● WHAT THE TASK REQUIRES:
Repeat the material below exactly, with no pictures.

● MATERIAL PROVIDED:
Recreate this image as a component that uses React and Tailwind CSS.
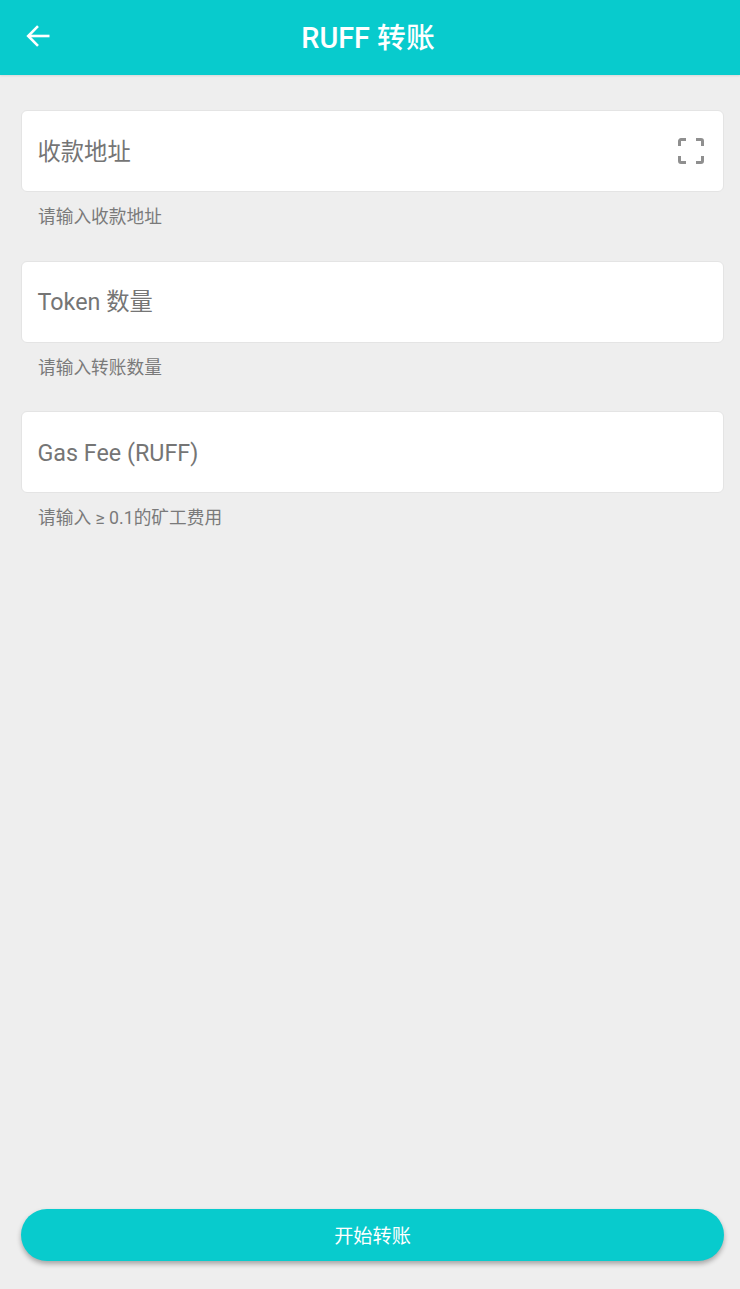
const FONT = "font-['Roboto','Noto_Sans_CJK_SC',sans-serif]";

const fields = [
  { id: 'address', label: '收款地址', hint: '请输入收款地址', scan: true },
  { id: 'amount', label: 'Token 数量', hint: '请输入转账数量' },
  { id: 'gas', label: 'Gas Fee (RUFF)', hint: '请输入 ≥ 0.1的矿工费用' },
];

const BackArrow = () => (
  <svg width="26" height="26" viewBox="0 0 26 26" fill="none" stroke="white" strokeWidth="2.6">
    <path d="M24.5 13H3" />
    <path d="M13 3.2 3.2 13l9.8 9.8" />
  </svg>
);

const ScanIcon = () => (
  <svg width="26" height="26" viewBox="0 0 26 26" fill="none" stroke="#8f8f8f" strokeWidth="3">
    <path d="M1.5 8V3a1.5 1.5 0 0 1 1.5-1.5h5" />
    <path d="M18 1.5h5A1.5 1.5 0 0 1 24.500 3v5" />
    <path d="M1.5 18v5A1.500 1.500 0 0 0 3 24.500h5" />
    <path d="M18 24.500h5a1.500 1.500 0 0 0 1.500-1.500v-5" />
  </svg>
);

const Field = ({ label, hint, scan }) => (
  <div className="mb-[33.5px]">
    <div className="flex h-[82px] items-center justify-between rounded-[6px] border border-[#e4e4e4] bg-white pl-[15.5px] pr-[19px]">
      <span className="pt-[3px] text-[23.3px] leading-none text-[#757575]">{label}</span>
      {scan && <ScanIcon />}
    </div>
    <p className="mt-[15px] h-[20px] pl-[17px] text-[17.7px] leading-[20px] text-[#7a7a7a]">{hint}</p>
  </div>
);

export default function App() {
  return (
    <div className={`${FONT} flex h-[1289px] w-[740px] flex-col bg-[#eeeeee]`}>
      <header className="relative flex h-[75px] items-center justify-center bg-[#08cbcd] shadow-[0_1px_2px_rgba(0,0,0,0.1)]">
        <button className="absolute left-[25px] top-[23px]">
          <BackArrow />
        </button>
        <h1 className="pr-[4px] pt-[2px] text-[28.8px] font-medium leading-none text-white">RUFF 转账</h1>
      </header>

      <main className="flex flex-1 flex-col pl-[21px] pr-[16px] pt-[35px]">
        {fields.map((field) => (
          <Field key={field.id} {...field} />
        ))}
      </main>

      <div className="pb-[28px] pl-[21px] pr-[16px]">
        <button className="h-[52px] w-full rounded-full bg-[#08cbcd] pt-[5px] text-[19.2px] text-white shadow-[0_3px_5px_rgba(0,0,0,0.3)]">
          开始转账
        </button>
      </div>
    </div>
  );
}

● COMPLETED EXERCISE:
Recreate this image as a component that uses React and Tailwind CSS.
const FONT = "font-['Roboto','Noto_Sans_CJK_SC',sans-serif]";

const fields = [
  { id: 'address', label: '收款地址', hint: '请输入收款地址', scan: true },
  { id: 'amount', label: 'Token 数量', hint: '请输入转账数量' },
  { id: 'gas', label: 'Gas Fee (RUFF)', hint: '请输入 ≥ 0.1的矿工费用' },
];

const BackArrow = () => (
  <svg width="26" height="26" viewBox="0 0 26 26" fill="none" stroke="white" strokeWidth="2.6">
    <path d="M24.5 13H3" />
    <path d="M13 3.2 3.2 13l9.8 9.8" />
  </svg>
);

const ScanIcon = () => (
  <svg width="26" height="26" viewBox="0 0 26 26" fill="none" stroke="#8f8f8f" strokeWidth="3">
    <path d="M1.5 8V3a1.5 1.5 0 0 1 1.5-1.5h5" />
    <path d="M18 1.5h5A1.5 1.5 0 0 1 24.500 3v5" />
    <path d="M1.5 18v5A1.500 1.500 0 0 0 3 24.500h5" />
    <path d="M18 24.500h5a1.500 1.500 0 0 0 1.500-1.500v-5" />
  </svg>
);

const Field = ({ label, hint, scan }) => (
  <div className="mb-[33.5px]">
    <div className="flex h-[82px] items-center justify-between rounded-[6px] border border-[#e4e4e4] bg-white pl-[15.5px] pr-[19px]">
      <span className="pt-[3px] text-[23.3px] leading-none text-[#757575]">{label}</span>
      {scan && <ScanIcon />}
    </div>
    <p className="mt-[15px] h-[20px] pl-[17px] text-[17.7px] leading-[20px] text-[#7a7a7a]">{hint}</p>
  </div>
);

export default function App() {
  return (
    <div className={`${FONT} flex h-[1289px] w-[740px] flex-col bg-[#eeeeee]`}>
      <header className="relative flex h-[75px] items-center justify-center bg-[#08cbcd] shadow-[0_1px_2px_rgba(0,0,0,0.1)]">
        <button className="absolute left-[25px] top-[23px]">
          <BackArrow />
        </button>
        <h1 className="pr-[4px] pt-[2px] text-[28.8px] font-medium leading-none text-white">RUFF 转账</h1>
      </header>

      <main className="flex flex-1 flex-col pl-[21px] pr-[16px] pt-[35px]">
        {fields.map((field) => (
          <Field key={field.id} {...field} />
        ))}
      </main>

      <div className="pb-[28px] pl-[21px] pr-[16px]">
        <button className="h-[52px] w-full rounded-full bg-[#08cbcd] pt-[5px] text-[19.2px] text-white shadow-[0_3px_5px_rgba(0,0,0,0.3)]">
          开始转账
        </button>
      </div>
    </div>
  );
}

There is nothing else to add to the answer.